REQUIREMENTS:
Leave out the pictures and repeat the data exactly.

═════ DATA SEGMENT

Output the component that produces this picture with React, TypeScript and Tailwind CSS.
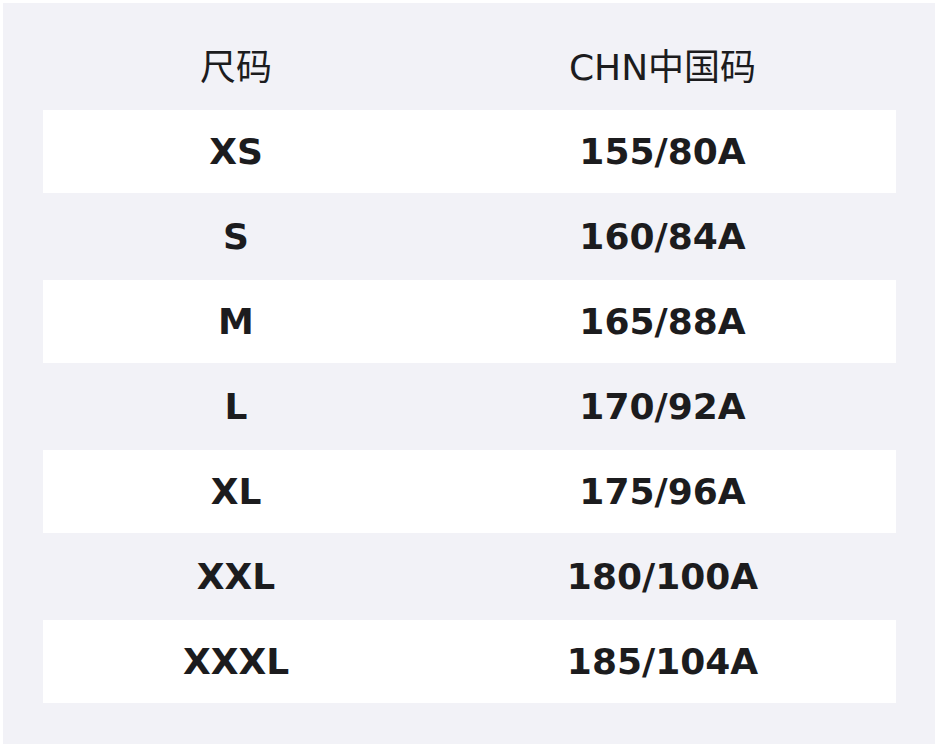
const rows = [
  { size: "XS", chn: "155/80A" },
  { size: "S", chn: "160/84A" },
  { size: "M", chn: "165/88A" },
  { size: "L", chn: "170/92A" },
  { size: "XL", chn: "175/96A" },
  { size: "XXL", chn: "180/100A" },
  { size: "XXXL", chn: "185/104A" },
];

export default function App() {
  return (
    <div
      className="w-[940px] h-[748px] bg-white pt-[3px] pl-[3px]"
      style={{ fontFamily: '"DejaVu Sans", "Noto Sans CJK SC", sans-serif' }}
    >
      <div className="w-[932px] h-[741px] bg-[#f2f2f7] pl-[40px] pt-[22px] text-[#1c1c1e]">
        {/* 表头 */}
        <div className="flex w-[853px] h-[85px] items-center text-[36px]">
          <div className="w-[386px] text-center">尺码</div>
          <div className="w-[467px] text-center">CHN中国码</div>
        </div>

        {rows.map((row, i) => (
          <div
            key={row.size}
            className={
              i % 2 === 0
                ? "flex w-[853px] h-[83px] items-center bg-white text-[36px] font-bold"
                : "flex w-[853px] h-[87px] items-center text-[36px] font-bold"
            }
          >
            <div className="w-[386px] text-center">{row.size}</div>
            <div className="w-[467px] text-center">{row.chn}</div>
          </div>
        ))}
      </div>
    </div>
  );
}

══════════

ANSWER TO THIS PROBLEM:
Output the component that produces this picture with React, TypeScript and Tailwind CSS.
const rows = [
  { size: "XS", chn: "155/80A" },
  { size: "S", chn: "160/84A" },
  { size: "M", chn: "165/88A" },
  { size: "L", chn: "170/92A" },
  { size: "XL", chn: "175/96A" },
  { size: "XXL", chn: "180/100A" },
  { size: "XXXL", chn: "185/104A" },
];

export default function App() {
  return (
    <div
      className="w-[940px] h-[748px] bg-white pt-[3px] pl-[3px]"
      style={{ fontFamily: '"DejaVu Sans", "Noto Sans CJK SC", sans-serif' }}
    >
      <div className="w-[932px] h-[741px] bg-[#f2f2f7] pl-[40px] pt-[22px] text-[#1c1c1e]">
        {/* 表头 */}
        <div className="flex w-[853px] h-[85px] items-center text-[36px]">
          <div className="w-[386px] text-center">尺码</div>
          <div className="w-[467px] text-center">CHN中国码</div>
        </div>

        {rows.map((row, i) => (
          <div
            key={row.size}
            className={
              i % 2 === 0
                ? "flex w-[853px] h-[83px] items-center bg-white text-[36px] font-bold"
                : "flex w-[853px] h-[87px] items-center text-[36px] font-bold"
            }
          >
            <div className="w-[386px] text-center">{row.size}</div>
            <div className="w-[467px] text-center">{row.chn}</div>
          </div>
        ))}
      </div>
    </div>
  );
}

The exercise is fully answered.